- _Brief_
Copy every line from the data below in which the string "with" can be found.
++++ Supplied material
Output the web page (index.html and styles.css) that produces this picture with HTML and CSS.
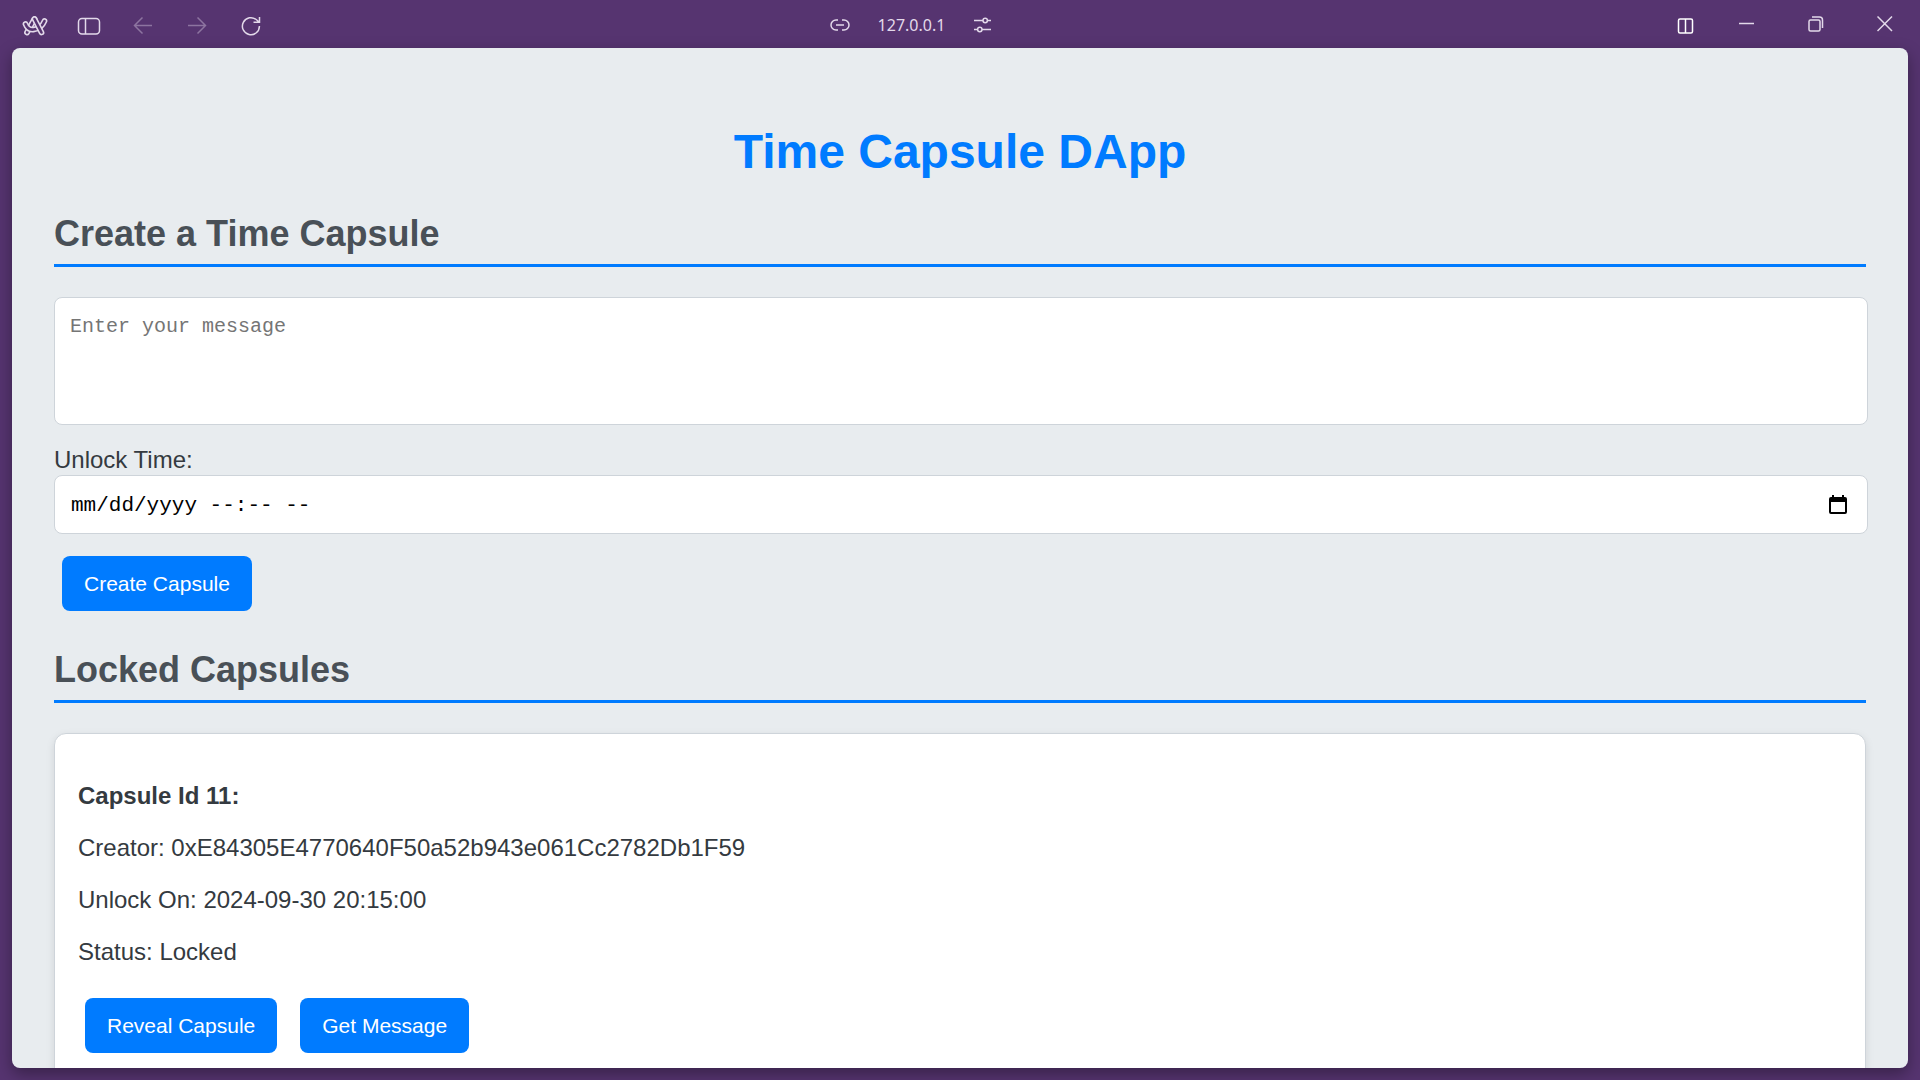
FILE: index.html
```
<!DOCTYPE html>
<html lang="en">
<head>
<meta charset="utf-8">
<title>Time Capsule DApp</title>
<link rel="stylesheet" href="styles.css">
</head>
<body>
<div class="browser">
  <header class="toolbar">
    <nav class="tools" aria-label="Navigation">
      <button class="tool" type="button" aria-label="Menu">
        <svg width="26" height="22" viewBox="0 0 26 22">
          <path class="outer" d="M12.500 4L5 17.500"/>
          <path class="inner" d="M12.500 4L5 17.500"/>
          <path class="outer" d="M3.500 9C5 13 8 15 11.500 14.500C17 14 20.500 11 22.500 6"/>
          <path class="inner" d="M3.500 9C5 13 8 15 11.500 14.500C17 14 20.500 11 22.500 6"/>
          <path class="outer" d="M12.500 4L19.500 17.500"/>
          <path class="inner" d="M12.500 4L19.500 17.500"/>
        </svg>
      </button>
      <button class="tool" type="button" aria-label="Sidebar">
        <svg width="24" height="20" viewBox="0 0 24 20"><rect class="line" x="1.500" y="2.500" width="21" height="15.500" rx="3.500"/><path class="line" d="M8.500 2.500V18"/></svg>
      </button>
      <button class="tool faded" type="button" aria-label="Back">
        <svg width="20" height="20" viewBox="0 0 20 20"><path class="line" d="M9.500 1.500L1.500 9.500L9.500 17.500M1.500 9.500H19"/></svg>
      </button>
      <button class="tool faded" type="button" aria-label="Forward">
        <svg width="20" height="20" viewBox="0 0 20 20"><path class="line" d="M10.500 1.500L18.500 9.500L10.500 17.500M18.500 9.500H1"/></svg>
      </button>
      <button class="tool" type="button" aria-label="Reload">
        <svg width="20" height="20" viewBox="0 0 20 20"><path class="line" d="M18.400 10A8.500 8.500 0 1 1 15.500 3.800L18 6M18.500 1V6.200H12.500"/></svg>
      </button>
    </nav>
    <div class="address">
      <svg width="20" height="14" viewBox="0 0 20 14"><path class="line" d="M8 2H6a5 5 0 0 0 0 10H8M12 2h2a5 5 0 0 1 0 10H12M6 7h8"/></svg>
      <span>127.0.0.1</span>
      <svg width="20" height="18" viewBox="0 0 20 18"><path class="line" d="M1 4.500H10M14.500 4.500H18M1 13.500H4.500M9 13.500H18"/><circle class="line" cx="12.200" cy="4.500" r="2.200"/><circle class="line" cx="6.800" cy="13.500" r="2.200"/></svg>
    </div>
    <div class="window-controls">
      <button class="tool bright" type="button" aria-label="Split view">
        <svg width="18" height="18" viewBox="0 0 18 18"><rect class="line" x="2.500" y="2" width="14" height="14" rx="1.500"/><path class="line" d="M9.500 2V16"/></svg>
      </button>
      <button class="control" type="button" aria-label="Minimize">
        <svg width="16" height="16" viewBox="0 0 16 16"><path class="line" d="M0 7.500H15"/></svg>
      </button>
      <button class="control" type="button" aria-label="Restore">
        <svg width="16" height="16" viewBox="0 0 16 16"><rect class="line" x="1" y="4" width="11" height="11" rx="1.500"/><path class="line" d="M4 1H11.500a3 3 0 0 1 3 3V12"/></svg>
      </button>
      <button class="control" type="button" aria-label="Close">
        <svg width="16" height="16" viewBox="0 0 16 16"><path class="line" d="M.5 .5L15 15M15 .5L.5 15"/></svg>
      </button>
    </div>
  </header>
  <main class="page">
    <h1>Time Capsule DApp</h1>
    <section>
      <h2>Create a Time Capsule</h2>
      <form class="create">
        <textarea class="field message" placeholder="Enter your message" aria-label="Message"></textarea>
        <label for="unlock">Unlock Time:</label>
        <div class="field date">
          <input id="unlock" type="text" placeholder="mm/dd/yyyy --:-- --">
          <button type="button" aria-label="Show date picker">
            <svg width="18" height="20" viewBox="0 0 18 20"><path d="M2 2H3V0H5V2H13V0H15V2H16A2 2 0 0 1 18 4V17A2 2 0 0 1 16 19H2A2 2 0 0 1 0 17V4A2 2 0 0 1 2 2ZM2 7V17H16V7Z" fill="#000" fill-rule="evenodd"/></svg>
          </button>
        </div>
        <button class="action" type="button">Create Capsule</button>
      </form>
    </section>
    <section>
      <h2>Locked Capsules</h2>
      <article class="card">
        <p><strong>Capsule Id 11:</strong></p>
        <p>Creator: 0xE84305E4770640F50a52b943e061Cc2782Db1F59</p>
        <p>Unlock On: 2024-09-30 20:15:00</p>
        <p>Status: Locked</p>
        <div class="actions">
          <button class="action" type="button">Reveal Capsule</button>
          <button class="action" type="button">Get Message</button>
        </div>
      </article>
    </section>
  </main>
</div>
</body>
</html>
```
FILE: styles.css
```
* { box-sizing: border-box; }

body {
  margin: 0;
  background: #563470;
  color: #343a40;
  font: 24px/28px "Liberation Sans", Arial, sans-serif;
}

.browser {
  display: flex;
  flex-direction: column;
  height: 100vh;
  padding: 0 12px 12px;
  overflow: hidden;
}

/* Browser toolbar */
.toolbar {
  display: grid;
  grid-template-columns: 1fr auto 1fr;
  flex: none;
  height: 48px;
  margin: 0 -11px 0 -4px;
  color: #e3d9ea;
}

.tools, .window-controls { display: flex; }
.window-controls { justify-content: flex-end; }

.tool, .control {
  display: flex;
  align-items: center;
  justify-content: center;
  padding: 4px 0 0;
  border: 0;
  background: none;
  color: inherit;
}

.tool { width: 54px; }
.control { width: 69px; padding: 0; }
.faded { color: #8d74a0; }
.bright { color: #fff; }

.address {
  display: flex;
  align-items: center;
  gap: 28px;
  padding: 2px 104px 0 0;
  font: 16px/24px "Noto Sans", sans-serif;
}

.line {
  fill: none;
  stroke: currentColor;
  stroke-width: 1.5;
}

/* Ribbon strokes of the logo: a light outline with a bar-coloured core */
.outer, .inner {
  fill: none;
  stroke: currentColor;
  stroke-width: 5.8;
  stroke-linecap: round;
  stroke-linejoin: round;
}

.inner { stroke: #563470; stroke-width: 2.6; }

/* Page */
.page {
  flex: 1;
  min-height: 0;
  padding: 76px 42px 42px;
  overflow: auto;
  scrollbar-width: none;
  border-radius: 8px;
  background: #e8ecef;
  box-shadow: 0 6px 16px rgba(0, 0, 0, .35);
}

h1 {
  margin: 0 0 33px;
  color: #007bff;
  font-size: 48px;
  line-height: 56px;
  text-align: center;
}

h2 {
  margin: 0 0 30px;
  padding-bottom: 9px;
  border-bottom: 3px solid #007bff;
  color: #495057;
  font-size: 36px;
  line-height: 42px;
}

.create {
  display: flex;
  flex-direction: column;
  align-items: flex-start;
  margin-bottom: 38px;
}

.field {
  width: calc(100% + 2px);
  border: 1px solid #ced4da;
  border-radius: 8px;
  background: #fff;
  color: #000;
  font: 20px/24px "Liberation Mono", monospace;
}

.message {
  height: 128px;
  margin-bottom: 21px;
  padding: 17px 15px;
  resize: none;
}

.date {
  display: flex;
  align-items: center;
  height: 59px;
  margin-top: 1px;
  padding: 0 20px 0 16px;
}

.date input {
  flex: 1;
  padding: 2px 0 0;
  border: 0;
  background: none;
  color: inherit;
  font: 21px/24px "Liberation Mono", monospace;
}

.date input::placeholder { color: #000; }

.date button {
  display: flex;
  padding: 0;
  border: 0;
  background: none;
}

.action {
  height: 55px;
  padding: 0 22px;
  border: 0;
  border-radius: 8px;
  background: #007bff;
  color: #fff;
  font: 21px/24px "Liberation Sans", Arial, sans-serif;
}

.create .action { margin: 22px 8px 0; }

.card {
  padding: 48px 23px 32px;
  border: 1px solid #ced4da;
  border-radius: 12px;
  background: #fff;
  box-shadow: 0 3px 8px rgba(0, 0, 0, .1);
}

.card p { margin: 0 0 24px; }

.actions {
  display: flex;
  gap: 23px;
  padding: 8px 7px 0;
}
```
++++++++
++++ Supplied material
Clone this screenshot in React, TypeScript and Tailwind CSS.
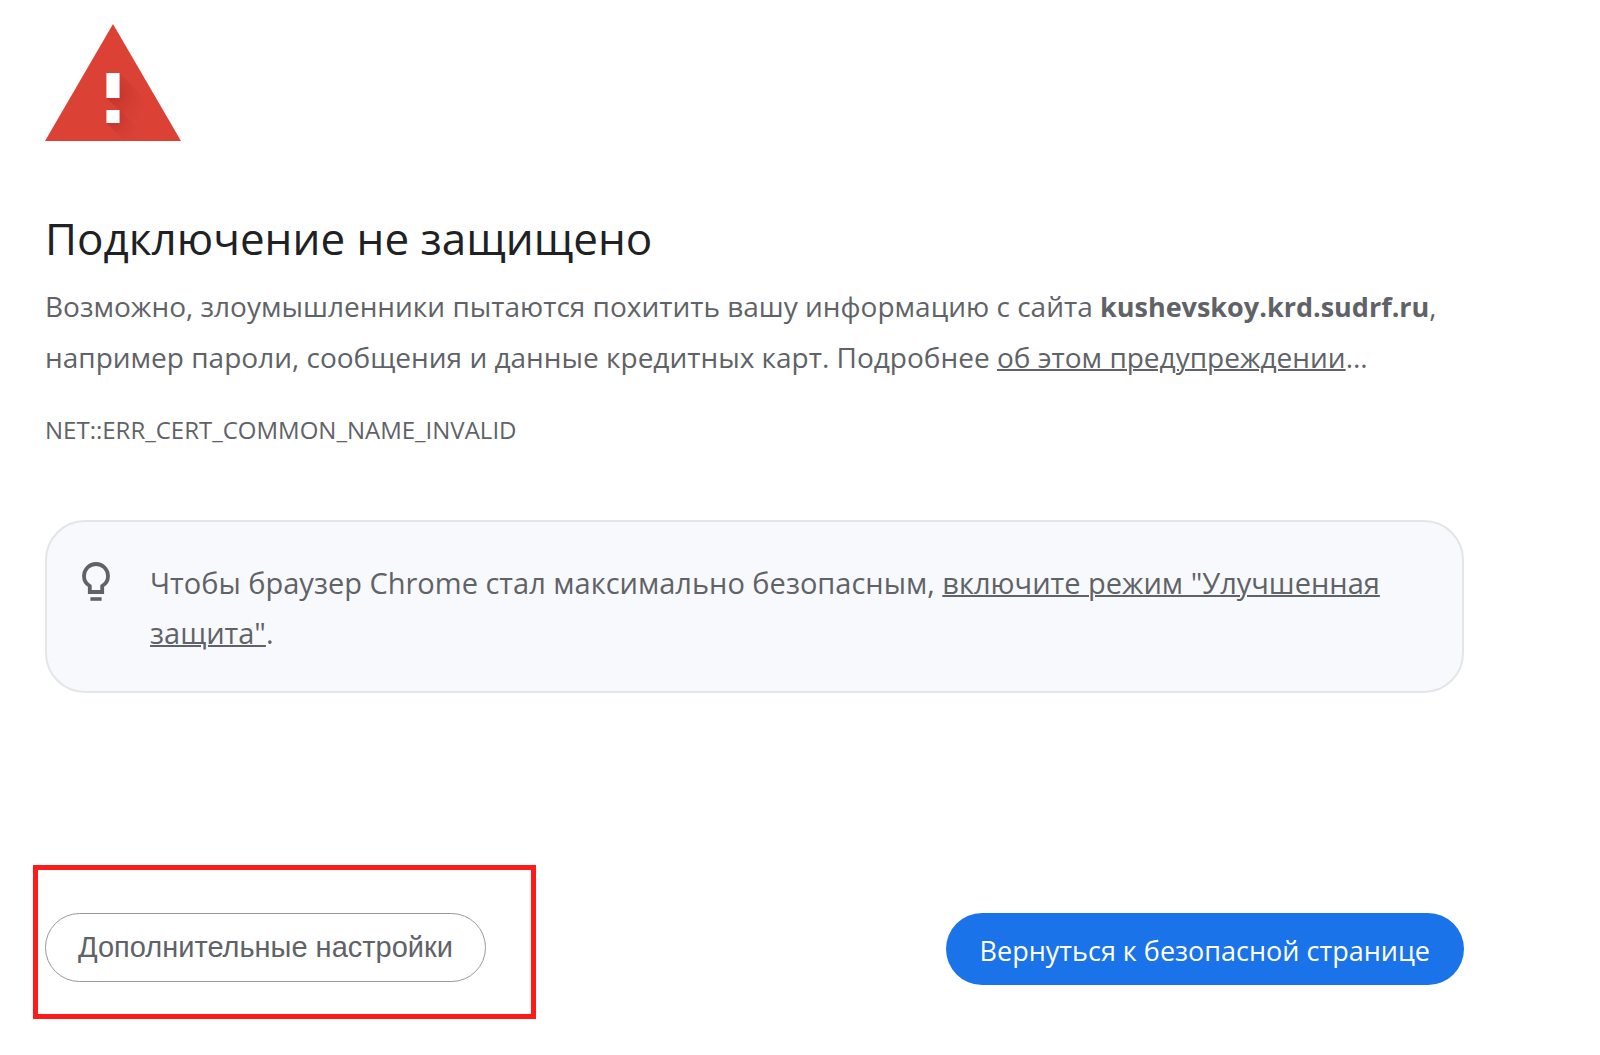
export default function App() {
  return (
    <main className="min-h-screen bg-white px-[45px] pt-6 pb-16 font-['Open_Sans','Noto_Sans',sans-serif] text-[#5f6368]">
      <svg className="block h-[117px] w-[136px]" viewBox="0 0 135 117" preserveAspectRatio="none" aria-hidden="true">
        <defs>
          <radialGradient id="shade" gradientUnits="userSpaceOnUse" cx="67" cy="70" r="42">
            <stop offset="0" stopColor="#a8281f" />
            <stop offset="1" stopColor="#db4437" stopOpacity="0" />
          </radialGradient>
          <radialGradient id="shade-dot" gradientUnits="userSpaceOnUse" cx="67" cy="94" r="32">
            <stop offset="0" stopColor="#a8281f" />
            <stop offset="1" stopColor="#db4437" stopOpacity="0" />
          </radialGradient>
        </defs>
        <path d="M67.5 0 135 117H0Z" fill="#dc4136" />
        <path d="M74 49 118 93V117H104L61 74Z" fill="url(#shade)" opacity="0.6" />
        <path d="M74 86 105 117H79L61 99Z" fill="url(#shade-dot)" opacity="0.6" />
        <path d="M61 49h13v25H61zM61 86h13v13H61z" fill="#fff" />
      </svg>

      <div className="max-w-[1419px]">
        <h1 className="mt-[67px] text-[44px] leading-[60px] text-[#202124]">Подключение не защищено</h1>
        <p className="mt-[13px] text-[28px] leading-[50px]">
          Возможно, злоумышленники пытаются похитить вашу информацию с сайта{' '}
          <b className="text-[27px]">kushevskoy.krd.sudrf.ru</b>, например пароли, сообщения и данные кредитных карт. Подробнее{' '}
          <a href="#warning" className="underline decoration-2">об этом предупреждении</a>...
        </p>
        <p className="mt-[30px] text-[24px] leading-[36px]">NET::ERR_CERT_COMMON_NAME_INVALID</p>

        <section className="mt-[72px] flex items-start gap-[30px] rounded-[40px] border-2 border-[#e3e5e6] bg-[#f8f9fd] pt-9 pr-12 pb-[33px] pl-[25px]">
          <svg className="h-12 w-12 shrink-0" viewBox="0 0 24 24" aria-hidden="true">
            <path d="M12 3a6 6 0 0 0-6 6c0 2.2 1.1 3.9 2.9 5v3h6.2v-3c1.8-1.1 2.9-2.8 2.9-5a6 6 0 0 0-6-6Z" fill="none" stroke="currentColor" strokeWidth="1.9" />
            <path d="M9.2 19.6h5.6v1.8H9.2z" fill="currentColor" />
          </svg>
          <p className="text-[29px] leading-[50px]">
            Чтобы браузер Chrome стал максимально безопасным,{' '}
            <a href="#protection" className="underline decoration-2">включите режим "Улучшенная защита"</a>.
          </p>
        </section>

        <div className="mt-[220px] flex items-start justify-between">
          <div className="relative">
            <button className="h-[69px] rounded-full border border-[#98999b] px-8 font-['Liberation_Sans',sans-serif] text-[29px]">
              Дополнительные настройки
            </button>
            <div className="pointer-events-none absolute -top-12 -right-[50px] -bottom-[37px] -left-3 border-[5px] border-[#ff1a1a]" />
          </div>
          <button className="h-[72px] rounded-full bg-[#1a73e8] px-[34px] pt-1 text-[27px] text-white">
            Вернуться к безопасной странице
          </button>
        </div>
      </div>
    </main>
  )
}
++++++++
- _Exercise solution_
Output the web page (index.html and styles.css) that produces this picture with HTML and CSS.
/* Ribbon strokes of the logo: a light outline with a bar-coloured core */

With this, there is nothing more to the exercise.